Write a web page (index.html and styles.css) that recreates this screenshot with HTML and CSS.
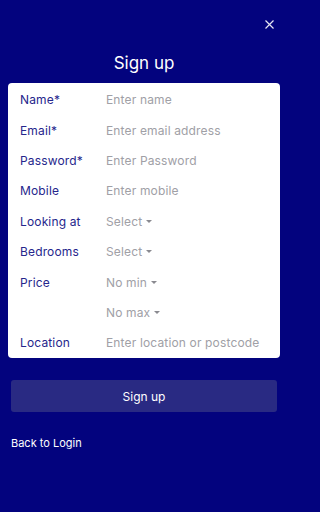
FILE: index.html
```html
<!DOCTYPE html>
<html lang="en">
<head>
<meta charset="utf-8">
<title>Sign up</title>
<link rel="stylesheet" href="styles.css">
</head>
<body>
<div class="page">
  <div class="topbar">
    <button class="close" aria-label="Close">
      <svg width="9" height="9" viewBox="0 0 9 9"><path d="M0.5 0.5L8.5 8.5M8.5 0.5L0.5 8.5" stroke="#e6e6f2" stroke-width="1.2" fill="none"/></svg>
    </button>
  </div>
  <h1 class="title">Sign up</h1>
  <div class="card">
    <div class="row"><span class="label">Name*</span><span class="value">Enter name</span></div>
    <div class="row"><span class="label">Email*</span><span class="value">Enter email address</span></div>
    <div class="row"><span class="label">Password*</span><span class="value">Enter Password</span></div>
    <div class="row"><span class="label">Mobile</span><span class="value">Enter mobile</span></div>
    <div class="row"><span class="label">Looking at</span><span class="value select">Select<i class="caret"></i></span></div>
    <div class="row"><span class="label">Bedrooms</span><span class="value select">Select<i class="caret"></i></span></div>
    <div class="row"><span class="label">Price</span><span class="value select">No min<i class="caret"></i></span></div>
    <div class="row"><span class="label"></span><span class="value select">No max<i class="caret"></i></span></div>
    <div class="row"><span class="label">Location</span><span class="value">Enter location or postcode</span></div>
  </div>
  <button class="submit">Sign up</button>
  <a class="back" href="#">Back to Login</a>
</div>
</body>
</html>
```
FILE: styles.css
```css
html, body {
  margin: 0;
  padding: 0;
  background: #03037e;
  font-family: "Inter", "Noto Sans", sans-serif;
}
.page {
  width: 288px;
  height: 512px;
  box-sizing: border-box;
  padding: 0 8px;
  display: flex;
  flex-direction: column;
}
.topbar {
  display: flex;
  justify-content: flex-end;
  padding-top: 20px;
  height: 9px;
}
.close {
  background: none;
  border: 0;
  padding: 0;
  margin-right: 6px;
  width: 9px;
  height: 9px;
  display: block;
  line-height: 0;
}
.title {
  margin: 22px 0 0;
  text-align: center;
  color: #ffffff;
  font-weight: 400;
  font-size: 17px;
  line-height: 24px;
}
.card {
  margin-top: 8px;
  padding-top: 1.5px;
  background: #ffffff;
  border-radius: 4px;
  display: flex;
  flex-direction: column;
}
.row {
  height: 30.4px;
  display: flex;
  align-items: center;
  font-size: 12px;
  letter-spacing: 0.15px;
  padding-left: 12px;
}
.label {
  width: 86px;
  color: #26268c;
}
.value {
  color: #a0a0a6;
  display: flex;
  align-items: center;
}
.caret {
  width: 0;
  height: 0;
  margin-left: 4px;
  border-left: 3px solid transparent;
  border-right: 3px solid transparent;
  border-top: 3.5px solid #8a8a90;
}
.submit {
  margin: 22px 3px 0;
  height: 32px;
  border: 0;
  border-radius: 3px;
  background: #292a83;
  color: #ffffff;
  font-family: inherit;
  font-size: 12px;
}
.back {
  margin: 24px 3px 0;
  color: #ffffff;
  font-size: 11px;
  text-decoration: none;
}
```
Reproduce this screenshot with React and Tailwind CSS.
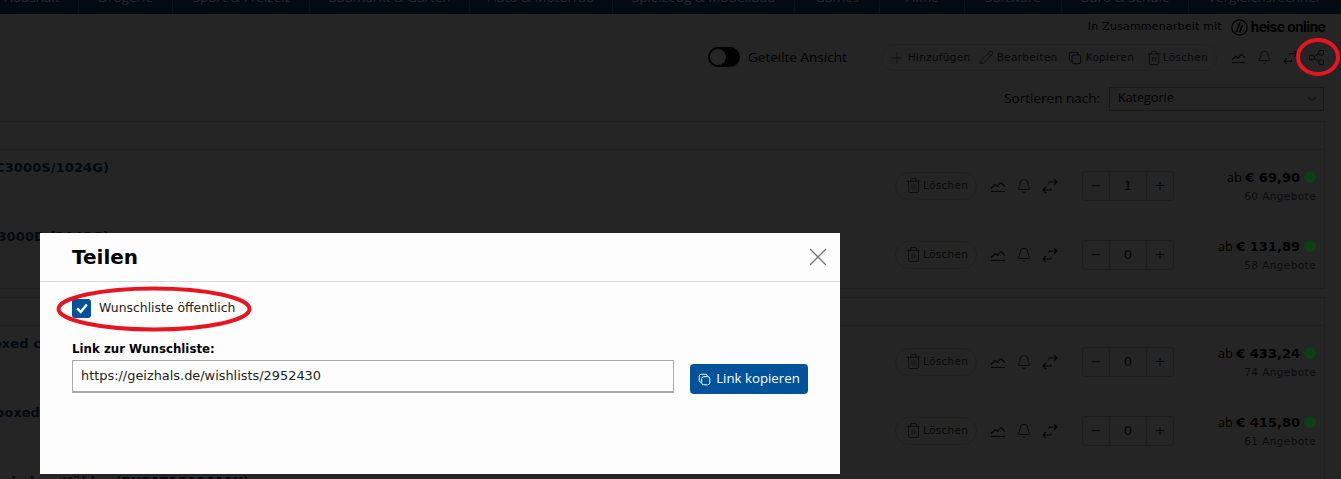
import { Plus, Pencil, Trash2, Bell, ChevronDown, X } from 'lucide-react'

const navItems = [
  ['Haushalt', 'w-[79px] pr-[15px]'],
  ['Drogerie', 'w-[94px]'],
  ['Sport & Freizeit', 'w-[137px]'],
  ['Baumarkt & Garten', 'w-[160px]'],
  ['Auto & Motorrad', 'w-[143px]'],
  ['Spielzeug & Modellbau', 'w-[182px]'],
  ['Games', 'w-[85px]'],
  ['Filme', 'w-[85px]'],
  ['Software', 'w-[97px]'],
  ['Büro & Schule', 'w-[127px]'],
  ['Vergleichsrechner', 'w-[152px]'],
]

const firstGroup = [
  { title: 'Kingston NV2 NVMe (SNV2SC3000S/1024G)', qty: 1, price: '€ 69,90', offers: 60 },
  { title: 'Kingston NV2 NVMe (SNV2SC3000D (2048G)', qty: 0, price: '€ 131,89', offers: 58 },
]

const secondGroup = [
  { title: 'Intel Core i7-12700K, boxed c', qty: 0, price: '€ 433,24', offers: 74, titleWidth: 'w-[41px]' },
  { title: 'Intel Core i7-12700KF, boxed', qty: 0, price: '€ 415,80', offers: 61, titleWidth: 'w-[40px]' },
  { title: 'Intel Core i5-12600K, boxed ohne Kühler (BX8071512600K)', qty: 0, price: '€ 289,00', offers: 70, titleWidth: 'w-[249px]' },
]

function ChartIcon({ className }) {
  return (
    <svg viewBox="0 0 16 16" fill="none" stroke="currentColor" strokeWidth="1.1" className={className}>
      <path d="M1 10.500 5 6.500 7.500 8.500 11 4.500 15 8.500" />
      <path d="M1 13.500h14" />
    </svg>
  )
}

function SwapIcon({ className }) {
  return (
    <svg viewBox="0 0 16 16" fill="none" stroke="currentColor" strokeWidth="1.1" className={className}>
      <path d="M6.500 5.500 7.500 4H15M12 1l3 3-3 3" />
      <path d="M9.500 10.500 8.500 12H1M4 9l-3 3 3 3" />
    </svg>
  )
}

function ShareIcon({ className }) {
  return (
    <svg viewBox="0 0 16 16" fill="none" stroke="currentColor" strokeWidth="1" className={className}>
      <rect x="0.5" y="5.5" width="5" height="5" rx="1" />
      <rect x="10.5" y="0.5" width="5" height="5" rx="1" />
      <rect x="10.5" y="10.5" width="5" height="5" rx="1" />
      <path d="M5.500 7 10.500 4M5.500 9l5 3" />
    </svg>
  )
}

function CopyIcon({ className }) {
  return (
    <svg viewBox="0 0 16 16" fill="none" stroke="currentColor" strokeWidth="1.2" className={className}>
      <rect x="4.5" y="4.5" width="10" height="10" rx="2.5" />
      <path d="M4 11.500A2.500 2.500 0 0 1 1.500 9V4A2.500 2.500 0 0 1 4 1.500h5A2.500 2.500 0 0 1 11.500 4" />
    </svg>
  )
}

function ToolButton({ icon, label, className }) {
  return (
    <span className={`flex items-center ${className}`}>
      {icon}
      <span>{label}</span>
    </span>
  )
}

function ProductRow({ title, qty, price, offers, titleWidth = 'w-[109px]' }) {
  return (
    <div className="flex h-[69px] items-center pt-[2px] pr-2">
      <div className={`flex ${titleWidth} shrink-0 justify-end self-start whitespace-nowrap pt-[6px] text-[13px] font-bold tracking-[0.1px] text-[#0b4a85]`}>
        {title}
      </div>
      <div className="ml-auto flex w-[421px] items-center">
        <span className="flex h-[28px] w-[82px] items-center gap-[1px] rounded-full border border-[#d8d8d8] pl-[9px] text-[10.500px] tracking-[0.3px] text-[#444]">
          <Trash2 size={17} strokeWidth={1.25} />
          Löschen
        </span>
        <span className="ml-[13px] flex w-[80px] items-center gap-[10px] text-[#222]">
          <ChartIcon className="size-[16px]" />
          <Bell size={16} strokeWidth={1.25} />
          <SwapIcon className="size-[16px]" />
        </span>
        <div className="ml-[12px] flex h-[30px] w-[92px] rounded-[3px] border border-[#ccc] text-[13px] text-[#222]">
          <span className="flex w-[27px] items-center justify-center border-r border-[#ccc]">−</span>
          <span className="flex flex-1 items-center justify-center border-r border-[#ccc]">{qty}</span>
          <span className="flex w-[26px] items-center justify-center">+</span>
        </div>
        <div className="ml-auto flex flex-col items-end">
          <div className="flex items-center gap-[4px] text-[13px] leading-[16px] text-black">
            <span className="whitespace-nowrap">
              <span className="font-['Open_Sans',sans-serif]">ab </span>
              <span className="font-bold">{price}</span>
            </span>
            <span className="relative z-20 size-[12px] rounded-full bg-[#0c3f16]" />
          </div>
          <div className="mt-[3px] text-[10.500px] leading-[14px] tracking-[0.4px] text-[#555]">{offers} Angebote</div>
        </div>
      </div>
    </div>
  )
}

function ProductGroup({ rows }) {
  return (
    <section className="border-y border-r border-[#dcdcdc]">
      <div className="h-[28px] border-b border-[#dcdcdc]" />
      {rows.map((row) => (
        <ProductRow key={row.price} {...row} />
      ))}
    </section>
  )
}

export default function App() {
  return (
    <div className="relative h-screen overflow-hidden bg-white font-['DejaVu_Sans',sans-serif] text-black">
      <nav className="flex h-[14px] items-end overflow-hidden bg-[#0e4c83] font-['Open_Sans',sans-serif] text-[13.500px] text-white">
        {navItems.map(([label, width]) => (
          <div key={label} className={`flex h-[14px] ${width} shrink-0 items-end justify-center border-r border-white/30 whitespace-nowrap`}>
            <span className="mb-[7px] leading-[20px]">{label}</span>
          </div>
        ))}
      </nav>

      <div className="flex h-[26px] items-center justify-end pr-[16px] text-[11px] tracking-[0.2px]">
        In Zusammenarbeit mit
        <svg viewBox="0 0 16 16" fill="none" stroke="currentColor" strokeWidth="1.2" className="ml-[9px] size-[17px]">
          <circle cx="8" cy="8" r="7.200" />
          <path d="M8.500 3 5 12.500M11 5.500 8 12.500" strokeWidth="1.600" />
        </svg>
        <span className="ml-[3px] font-['Roboto',sans-serif] text-[15px] font-bold tracking-[-0.6px]">heise online</span>
      </div>

      <div className="flex h-[34px] items-center pl-[708px]">
        <span className="flex h-[20px] w-[32px] items-center rounded-full bg-[#111]">
          <span className="ml-[2px] size-[16px] rounded-full bg-white" />
        </span>
        <span className="ml-[8px] font-['Open_Sans',sans-serif] text-[13.500px]">Geteilte Ansicht</span>
        <div className="mt-[1px] ml-[34px] flex h-[27px] w-[336px] items-center rounded-full border border-[#e0e0e0] pl-[6px] text-[10.500px] tracking-[0.3px] text-[#333]">
          <ToolButton icon={<Plus size={18} strokeWidth={1} className="mr-[2px]" />} label="Hinzufügen" className="w-[91px]" />
          <ToolButton icon={<Pencil size={15} strokeWidth={1.25} className="mr-[3px]" />} label="Bearbeiten" className="w-[89px]" />
          <ToolButton icon={<CopyIcon className="mr-[4px] size-[14px]" />} label="Kopieren" className="w-[78px]" />
          <ToolButton icon={<Trash2 size={16} strokeWidth={1.25} className="mr-[1px]" />} label="Löschen" />
        </div>
        <span className="mt-[1px] ml-[14px] flex items-center gap-[11px] text-[#222]">
          <ChartIcon className="size-[15px]" />
          <Bell size={15} strokeWidth={1.25} />
          <SwapIcon className="size-[15px]" />
          <ShareIcon className="size-[15px]" />
        </span>
      </div>

      <div className="flex h-[47px] items-center justify-end pt-[2px] pr-[17px] font-['Open_Sans',sans-serif] text-[13.500px]">
        <span>Sortieren nach:</span>
        <span className="ml-[9px] flex h-[24px] w-[215px] items-center justify-between border border-[#bbb] pr-[4px] pl-[8px] text-[12.500px]">
          Kategorie
          <ChevronDown size={14} strokeWidth={1} />
        </span>
      </div>

      <div className="mr-[16px] flex flex-col gap-[8px]">
        <ProductGroup rows={firstGroup} />
        <ProductGroup rows={secondGroup} />
      </div>

      {/* dim layer of the open dialog */}
      <div className="absolute inset-0 z-10 bg-black/[0.855]" />

      <div className="absolute top-[233px] left-[40px] z-20 h-[241px] w-[800px] bg-[#fdfdfd]">
        <header className="flex h-[49px] items-center justify-between border-b border-[#d8d8d8] pr-[7px] pl-[32px]">
          <h2 className="text-[20px] font-bold">Teilen</h2>
          <X size={30} strokeWidth={1.1} className="text-[#777]" />
        </header>
        <div className="pt-[17px] pr-[32px] pl-[32px]">
          <label className="flex h-[18px] items-center gap-[8px] text-[12.400px] text-[#222]">
            <span className="flex size-[19px] items-center justify-center rounded-[3px] bg-[#00539b] text-white">
              <svg viewBox="0 0 16 16" fill="none" stroke="currentColor" strokeWidth="2.800" className="size-[14px]">
                <path d="M2.500 8.500 6.500 12.500 13.500 4" />
              </svg>
            </span>
            Wunschliste öffentlich
          </label>
          <div className="mt-[24px] text-[11.800px] leading-[16px] font-bold">Link zur Wunschliste:</div>
          <div className="mt-[3px] flex items-start">
            <div className="flex h-[33px] w-[602px] items-center border border-b-2 border-[#aaa] pl-[8px] text-[12.900px] text-[#222]">
              https://geizhals.de/wishlists/2952430
            </div>
            <button className="mt-[4px] ml-[16px] flex h-[30px] w-[118px] items-center justify-center gap-[5px] rounded-[4px] bg-[#00539b] font-['Open_Sans',sans-serif] text-[13.250px] text-white">
              <CopyIcon className="size-[13px]" />
              Link kopieren
            </button>
          </div>
        </div>
      </div>

      {/* red marks drawn over the screenshot */}
      <svg viewBox="0 0 196 46" fill="none" className="absolute top-[286px] left-[56px] z-30 h-[46px] w-[196px]">
        <ellipse cx="98" cy="23" rx="95.500" ry="20.500" stroke="#e8141f" strokeWidth="4" />
      </svg>
      <svg viewBox="0 0 44 38" fill="none" className="absolute top-[38px] left-[1296px] z-30 h-[38px] w-[44px]">
        <ellipse cx="22" cy="19" rx="20" ry="17" stroke="#e8141f" strokeWidth="4" />
      </svg>
    </div>
  )
}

§ **WHAT IS BEING ASKED**:
Find each line in the records holding the string "page" and show it.

§ **SOLUTION TO THIS TASK**:
Write a web page (index.html and styles.css) that recreates this screenshot with HTML and CSS.
<div class="page">
.page {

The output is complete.